Turkey’s ruling AK Party lost its absolute majority in parliamentary elections on Sunday - a stunning defeat for President Recep Tayyip Erdogan's bid to rewrite the nation's constitution and create a presidential democracy. The results will force Erdogan's party to form a coalition government for the first time since he took power in 2002.
Thirteen years of the AK Party dominating parliament with crushing majorities are over. While AKP will remain the largest party in parliament, it suffered heavy losses in Sunday's election.
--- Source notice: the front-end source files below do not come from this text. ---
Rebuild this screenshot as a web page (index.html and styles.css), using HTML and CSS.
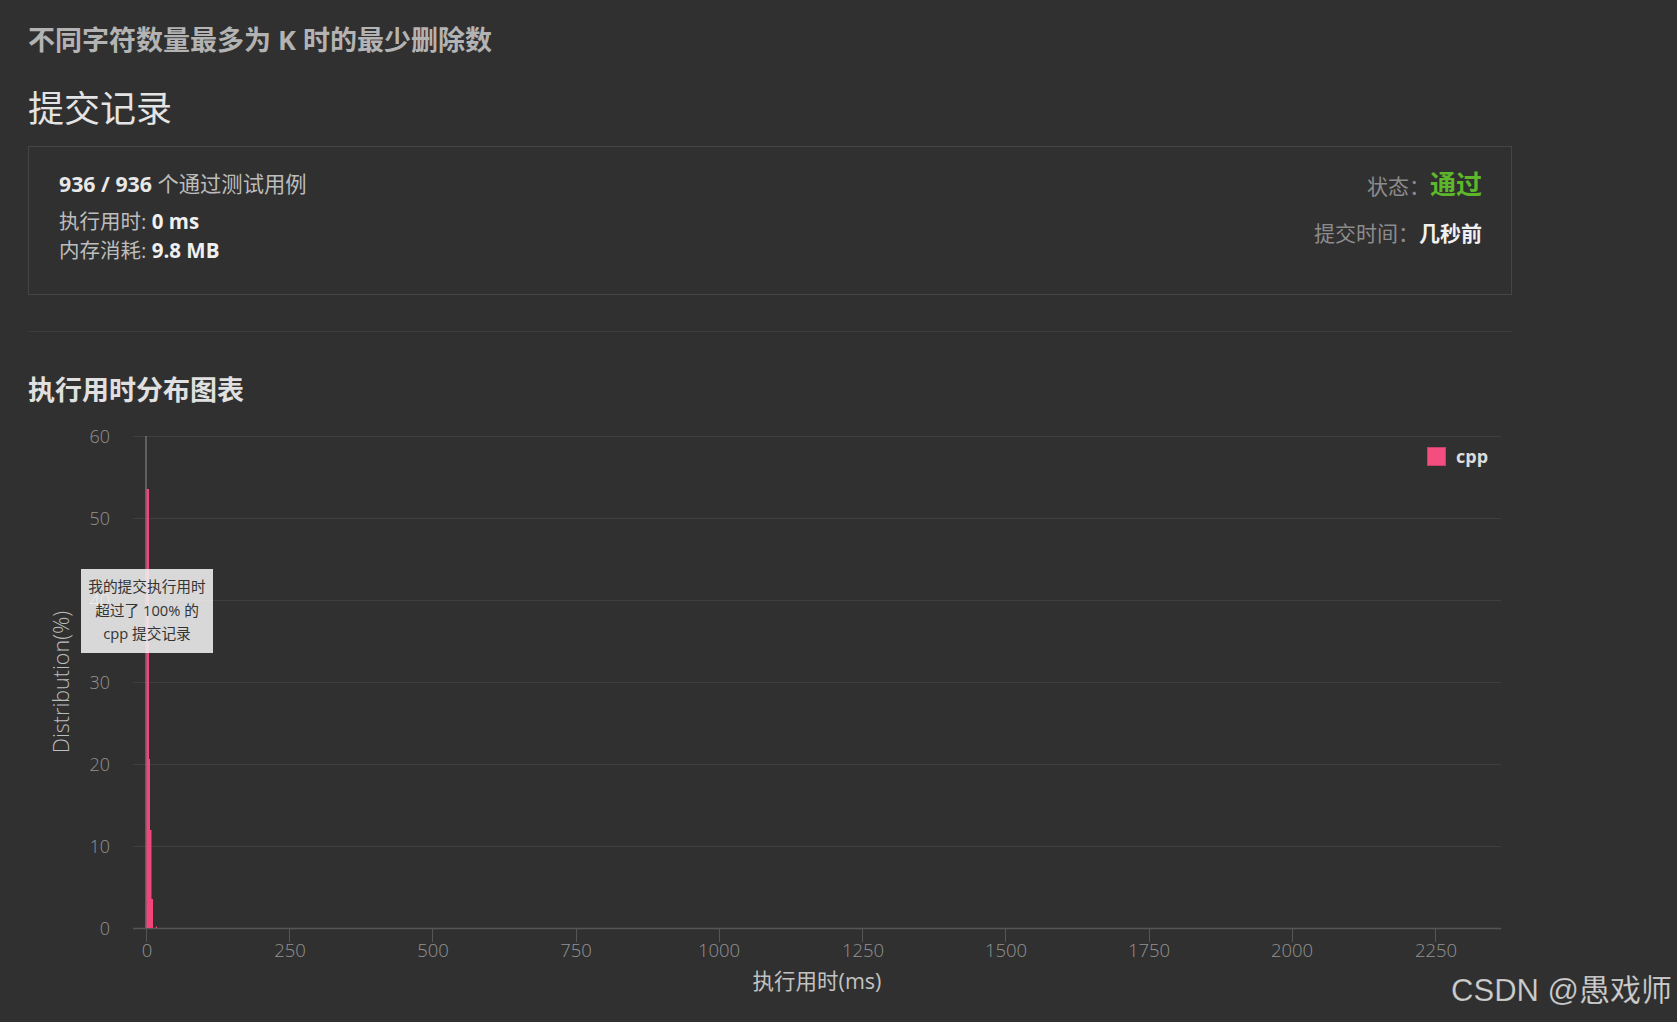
FILE: index.html
```html
<!DOCTYPE html>
<html lang="zh-CN">
<head>
<meta charset="utf-8">
<title>提交记录</title>
<link rel="stylesheet" href="styles.css">
</head>
<body>
<div class="page">
  <h1 class="problem-title">不同字符数量最多为 K 时的最少删除数</h1>
  <h2 class="section-title">提交记录</h2>
  <div class="result-card">
    <div class="result-left">
      <div class="line-cases"><b class="num">936 / 936</b> 个通过测试用例</div>
      <div class="line-stat">执行用时: <b>0 ms</b></div>
      <div class="line-stat">内存消耗: <b>9.8 MB</b></div>
    </div>
    <div class="result-right">
      <div class="row-status"><span class="label">状态：</span><span class="status-ok">通过</span></div>
      <div class="row-time"><span class="label">提交时间：</span><b class="time-val">几秒前</b></div>
    </div>
  </div>
  <div class="divider"></div>
  <h3 class="chart-title">执行用时分布图表</h3>
</div>
<svg class="chart" width="1677" height="600" viewBox="0 0 1677 600" xmlns="http://www.w3.org/2000/svg">
  <g class="grid">
    <line x1="133" y1="16.5" x2="1501" y2="16.5"/>
    <line x1="133" y1="98.5" x2="1501" y2="98.5"/>
    <line x1="133" y1="180.5" x2="1501" y2="180.5"/>
    <line x1="133" y1="262.5" x2="1501" y2="262.5"/>
    <line x1="133" y1="344.5" x2="1501" y2="344.5"/>
    <line x1="133" y1="426.5" x2="1501" y2="426.5"/>
  </g>
  <line class="axis" x1="133" y1="508.5" x2="1501" y2="508.5"/>
  <g class="ticks">
    <line x1="146.5" y1="508" x2="146.5" y2="522"/>
    <line x1="289.5" y1="508" x2="289.5" y2="522"/>
    <line x1="432.5" y1="508" x2="432.5" y2="522"/>
    <line x1="576.5" y1="508" x2="576.5" y2="522"/>
    <line x1="719.5" y1="508" x2="719.5" y2="522"/>
    <line x1="862.5" y1="508" x2="862.5" y2="522"/>
    <line x1="1005.5" y1="508" x2="1005.5" y2="522"/>
    <line x1="1149.5" y1="508" x2="1149.5" y2="522"/>
    <line x1="1292.5" y1="508" x2="1292.5" y2="522"/>
    <line x1="1435.5" y1="508" x2="1435.5" y2="522"/>
  </g>
  <g class="ylabels">
    <text x="110" y="22.5">60</text>
    <text x="110" y="104.5">50</text>
    <text x="110" y="268.5">30</text>
    <text x="110" y="350.5">20</text>
    <text x="110" y="432.5">10</text>
    <text x="110" y="514.5">0</text>
  </g>
  <g class="xlabels">
    <text x="147" y="536.5">0</text>
    <text x="290" y="536.5">250</text>
    <text x="433" y="536.5">500</text>
    <text x="576" y="536.5">750</text>
    <text x="719" y="536.5">1000</text>
    <text x="863" y="536.5">1250</text>
    <text x="1006" y="536.5">1500</text>
    <text x="1149" y="536.5">1750</text>
    <text x="1292" y="536.5">2000</text>
    <text x="1436" y="536.5">2250</text>
  </g>
  <text class="xtitle" x="817" y="569">执行用时(ms)</text>
  <text class="ytitle" x="69" y="262" transform="rotate(-90 69 262)">Distribution(%)</text>
  <line class="marker" x1="146" y1="16" x2="146" y2="508"/>
  <g class="bars">
    <rect x="146.5" y="69" width="2.5" height="439"/>
    <rect x="148" y="339" width="2" height="169"/>
    <rect x="149.5" y="410" width="2" height="98"/>
    <rect x="151" y="479" width="2" height="29"/>
    <rect x="155.7" y="506.5" width="1.3" height="1.5"/>
  </g>
  <rect class="tip-bg" x="81" y="149" width="132" height="84"/>
  <g class="tip-text">
    <text x="147" y="172">我的提交执行用时</text>
    <text x="147" y="196">超过了 100% 的</text>
    <text x="147" y="219">cpp 提交记录</text>
  </g>
  <text class="ylabel-over" x="110" y="186.5">40</text>
  <rect class="legend-box" x="1427.5" y="27.5" width="18" height="18"/>
  <text class="legend-text" x="1456" y="43">cpp</text>
  <text class="watermark" x="1672" y="581">CSDN @愚戏师</text>
</svg>
</body>
</html>
```
FILE: styles.css
```css
html, body {
  margin: 0;
  padding: 0;
  background: #303030;
  overflow: hidden;
}
body {
  font-family: "Open Sans", "Noto Sans CJK SC", sans-serif;
  color: #bdbdbd;
}
.page {
  padding: 0 0 0 28px;
  width: 1484px;
  display: flow-root;
}
.problem-title {
  margin: 22px 0 0;
  font-size: 27px;
  line-height: 35px;
  font-weight: 700;
  color: #b3b3b3;
}
.section-title {
  margin: 30px 0 0;
  font-size: 36px;
  line-height: 44px;
  font-weight: 400;
  color: #e4e4e4;
}
.result-card {
  margin-top: 15px;
  box-sizing: border-box;
  height: 149px;
  border: 1px solid #454545;
  padding: 22px 29px 0 30px;
  display: flex;
  justify-content: space-between;
  align-items: flex-start;
}
.line-cases {
  font-size: 21.3px;
  line-height: 30px;
  color: #bdbdbd;
  margin-bottom: 8px;
  white-space: nowrap;
}
.line-cases .num {
  color: #e8e8e8;
}
.line-stat {
  font-size: 20.5px;
  line-height: 29px;
  color: #bdbdbd;
  white-space: nowrap;
}
.line-stat b {
  color: #f0f0f0;
}
.result-right {
  margin-top: -2px;
  text-align: right;
  font-size: 21px;
  line-height: 34px;
  white-space: nowrap;
}
.result-right .label {
  color: #8c8c8c;
}
.status-ok {
  font-size: 26px;
  font-weight: 700;
  color: #5cb82a;
}
.row-time {
  margin-top: 13px;
}
.time-val {
  color: #f0f0f0;
}
.divider {
  margin-top: 36px;
  height: 1px;
  background: #3c3c3c;
}
.chart-title {
  margin: 40px 0 0;
  font-size: 27px;
  line-height: 36px;
  font-weight: 700;
  color: #e0e0e0;
}
.chart {
  display: block;
  margin-top: 12px;
  overflow: visible;
}
.grid line {
  stroke: #3f3f3f;
  stroke-width: 1;
}
.axis {
  stroke: #555555;
  stroke-width: 1.5;
}
.ticks line {
  stroke: #555555;
  stroke-width: 1;
}
.ylabels text, .ylabel-over {
  font-family: "Open Sans", sans-serif;
  font-weight: 300;
  font-size: 18px;
  fill: #939393;
  text-anchor: end;
}
.ylabel-over {
  fill: rgba(255, 255, 255, 0.55);
}
.xlabels text {
  font-family: "Open Sans", sans-serif;
  font-weight: 300;
  font-size: 18.5px;
  fill: #939393;
  text-anchor: middle;
}
.xtitle {
  font-family: "Open Sans", "Noto Sans CJK SC", sans-serif;
  font-size: 21.5px;
  fill: #c2c2c2;
  text-anchor: middle;
}
.ytitle {
  font-family: "Open Sans", sans-serif;
  font-weight: 300;
  font-size: 21.5px;
  fill: #bdbdbd;
  text-anchor: middle;
}
.marker {
  stroke: #8f8f8f;
  stroke-width: 1;
}
.bars rect {
  fill: #f1457b;
}
.tip-bg {
  fill: #f5f5f5;
  fill-opacity: 0.86;
}
.tip-text text {
  font-family: "Open Sans", "Noto Sans CJK SC", sans-serif;
  font-size: 14.7px;
  fill: #333333;
  text-anchor: middle;
}
.legend-box {
  fill: #f44d80;
  stroke: #c8406a;
  stroke-width: 1;
}
.legend-text {
  font-family: "Open Sans", sans-serif;
  font-weight: 700;
  font-size: 18px;
  fill: #dcdcdc;
}
.watermark {
  font-family: "Liberation Sans", "Noto Sans CJK SC", sans-serif;
  font-size: 31px;
  fill: #cdcdcd;
  text-anchor: end;
  stroke: rgba(0, 0, 0, 0.25);
  stroke-width: 0.6;
}
```
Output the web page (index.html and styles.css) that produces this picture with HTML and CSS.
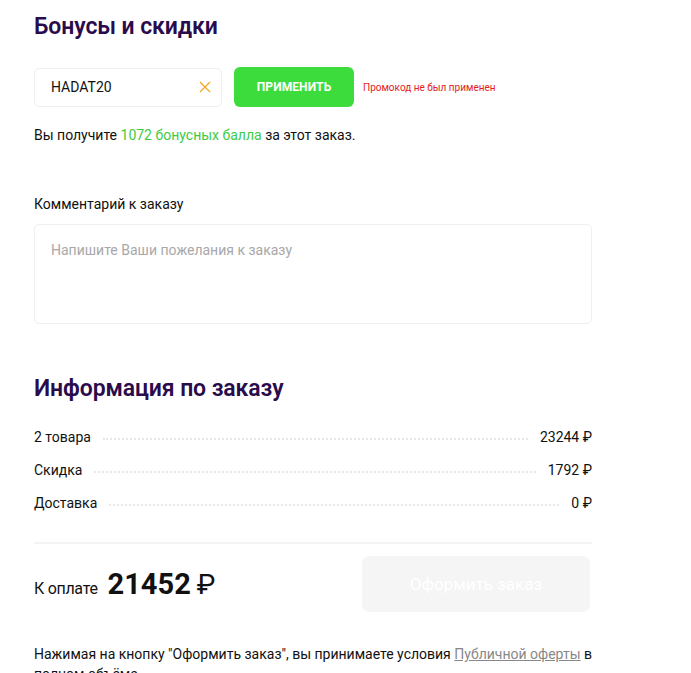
FILE: index.html
```html
<!DOCTYPE html>
<html lang="ru">
<head>
<meta charset="utf-8">
<link rel="stylesheet" href="styles.css">
</head>
<body>
<div class="page">
  <h2 class="title">Бонусы и скидки</h2>
  <div class="promo">
    <div class="promo-input">
      <span class="promo-code">HADAT20</span>
      <svg class="clear" width="12" height="12" viewBox="0 0 12 12"><path d="M1 1L11 11M11 1L1 11" stroke="#f5a623" stroke-width="1.3" fill="none"/></svg>
    </div>
    <button class="apply">ПРИМЕНИТЬ</button>
    <span class="promo-error">Промокод не был применен</span>
  </div>
  <p class="bonus">Вы получите <span class="green">1072 бонусных балла</span> за этот заказ.</p>

  <p class="label">Комментарий к заказу</p>
  <div class="comment">Напишите Ваши пожелания к заказу</div>

  <h2 class="title title2">Информация по заказу</h2>
  <div class="rows">
    <div class="row"><span>2 товара</span><span class="dots"></span><span>23244 ₽</span></div>
    <div class="row"><span>Скидка</span><span class="dots"></span><span>1792 ₽</span></div>
    <div class="row"><span>Доставка</span><span class="dots"></span><span>0 ₽</span></div>
  </div>
  <div class="divider"></div>
  <div class="total">
    <div class="sum"><span class="sum-label">К оплате</span><span class="sum-value">21452</span><span class="sum-cur">₽</span></div>
    <button class="order">Оформить заказ</button>
  </div>
  <p class="terms">Нажимая на кнопку "Оформить заказ", вы принимаете условия <a class="link">Публичной оферты</a> в полном объёме.</p>
</div>
</body>
</html>
```
FILE: styles.css
```css
* { box-sizing: border-box; }
html, body { margin: 0; padding: 0; background: #fff; }
body { font-family: Roboto, "Noto Sans", sans-serif; color: #111; font-size: 14px; }
.page { width: 558px; margin-left: 34px; padding-top: 12px; }
.title { margin: 0; font-size: 23px; font-weight: 600; color: #2a0b4c; line-height: 30px; letter-spacing: -0.1px; }
.promo { display: flex; align-items: center; margin-top: 25px; }
.promo-input { width: 188px; height: 39px; border: 1px solid #efefef; border-radius: 5px; display: flex; align-items: center; justify-content: space-between; padding: 0 10px 0 16px; }
.promo-code { font-size: 14px; color: #111; }
.apply { margin-left: 12px; width: 120px; height: 40px; background: #3ddc3d; border: none; border-radius: 6px; color: #fff; font-family: inherit; font-weight: 700; font-size: 12px; letter-spacing: 0.1px; }
.promo-error { margin-left: 9px; font-size: 10px; color: #e31b1b; }
.bonus { margin: 18px 0 0; line-height: 20px; }
.green { color: #3fcb3f; }
.label { margin: 49px 0 0; line-height: 20px; }
.comment { margin-top: 10px; height: 100px; border: 1px solid #efefef; border-radius: 5px; padding: 15px 16px; color: #a8a8a8; line-height: 20px; }
.title2 { margin-top: 50px; }
.rows { margin-top: 16px; }
.row { display: flex; align-items: center; height: 33px; }
.dots { flex: 1; margin: 0 12px; border-bottom: 2px dotted #e8e8e8; height: 0; position: relative; top: 2px; }
.divider { margin-top: 23px; height: 2px; background: #f4f4f4; }
.total { display: flex; justify-content: space-between; align-items: center; margin-top: 12px; }
.sum { display: flex; align-items: baseline; }
.sum-label { font-size: 16px; letter-spacing: -0.3px; }
.sum-value { margin-left: 10px; font-size: 29px; font-weight: 700; }
.sum-cur { margin-left: 6px; font-size: 28px; font-weight: 400; }
.order { width: 228px; height: 56px; border: none; border-radius: 7px; background: #f5f5f5; color: #fff; font-family: inherit; font-size: 17px; margin-right: 2px; }
.terms { margin: 32px 0 0; line-height: 20px; }
.link { color: #888; text-decoration: underline; }
```
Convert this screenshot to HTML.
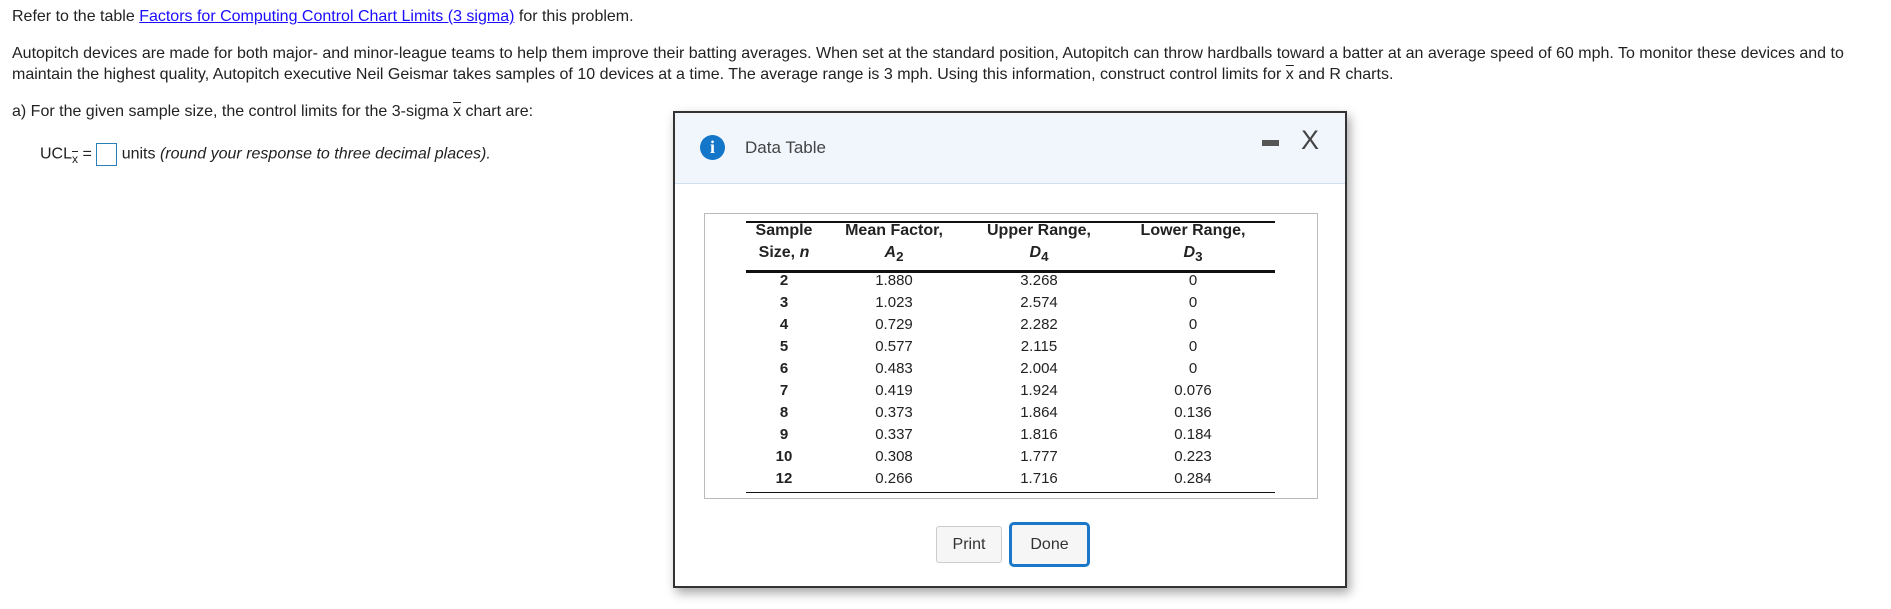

With virtually all votes tallied, unofficial results showed Erdogan's Islamic-rooted AKP winning 41 percent of the vote - or about 225 seats - well down from the nearly 50 percent it won four years ago.
Turkish President Recep Tayyip Erdogan cast his ballot at a polling station during the parliamentary election in Istanbul, June 7, 2015.
A faltering economy is cited as a key factor behind the losses after a decade of unprecedented economic growth for Turkey. But it was the success of the pro-Kurdish HDP, in breaking through the 10 percent vote count threshold, that did the most damage to the AK Party. The around 75 seats it secured will come almost exclusively from the governing party, its chief rival in the Kurdish regions.
The HDP is widely considered to have fought an inspired campaign in reaching out beyond its Kurdish base to Turkish voters on an inclusive platform of pluralism and democracy, highlighting the rights of workers, women and gays.
Co-chairman of the HDP, Selahattin Demirtas, acknowledged the breadth of support.
“I am aware many people have lent us their votes,” he said. “What I promise by our actions is we will make those votes ours.”
The broad support for the HDP across the country is seen as symbolically important after decades-long ethnic tensions.
The main secular opposition Republican People's Party, CHP, won about 25 percent of the vote, while the far-right Nationalist Movement Party, MHP, won a little more than 16 percent.
Prime Minister Ahmet Davutoglu, the leader of the AK Party, already is facing growing criticism for a lackluster campaign. Addressing a crowd of supporters, Davutoglu took a defiant approach.
“We will not bend from our stances. Nothing will change,” he said.
But the result will be a blow to the AK Party’s goal to change Turkey from a parliamentary system to an executive presidency. The party was looking for a three-fifths majority to push through the reforms. All the opposition parties strongly opposed the move.
HDP leader Demirtas reiterated his opposition and ruled out any coalition with the AK Party. The opposition parties also oppose the current foreign policy of strongly backing Syrian rebels fighting the Assad government.
Facing such opposition is expected to make building a long-term coalition government difficult. Any coalition already is being predicted to be temporary with calls within the AK Party to call early elections in the next few months, possibly with a new leader in a bid to restore its majority.
More than 53 million voters were eligible to cast ballots. Had the AKP won 330 seats, it could have called for a national referendum to change the constitution. It needed 367 seats to bring the change to a vote without a referendum.